Enquanto ele espera sentado, uma música assombrosa se inicia na trilha sonora: um acorde distorcido de guitarra que fica repetindo, e repetindo, e repetindo, e repetindo lentamente (quase um drone metal)... John Tibeats retorna à cavalo com mais dois companheiros e os três enforcam Solomon em uma edição rápida, enquanto os acordes assombrosos continuam. Porém, Chapin também retorna e ordena que os três soltem Solomon, pois ele pertence ao dono da plantação, que pretende pagar uma dívida através de Solomon. Todos vão embora, inclusive a música assombrosa...

...e aqui a cena se torna insuportavelmente agonizante.

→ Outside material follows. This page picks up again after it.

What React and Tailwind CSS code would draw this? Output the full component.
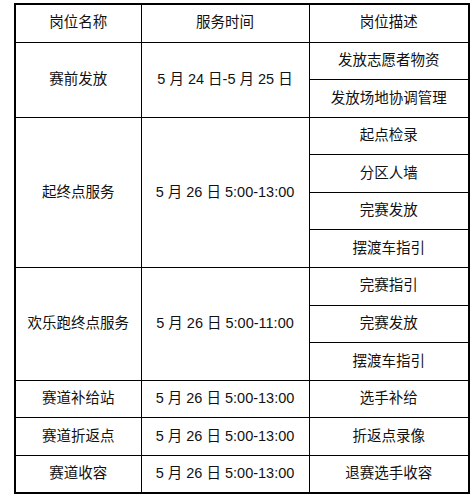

Solomon é deixado semi-enforcado, apenas nas pontas de seus pés (que mal conseguem se fixar no chão, por conta do barro movediço), e a cena continua... A câmera fixa, o silêncio da fazenda (com sons de pássaros e insetos), os outros escravos passando ao fundo, continuando o trabalho do dia-a-dia, ignorando completamente sua agonia (pois poderiam ser punidos também, caso o ajudassem), crianças brincando... O plano dura um total excruciante de 1 minuto e meio sem cortes (!!!) até uma escrava levar um copo de água para ele, olhando ao redor, com medo. A cena ainda continua, apesar de agora ter vários cortes e insinuar uma passagem de tempo maior. Quando William Ford (Benedict Cumberbatch), o fazendeiro benevolente, finalmente chega para cortar as amarras da forca, o céu já tem as cores do crepúsculo - Solomon passou horas ali.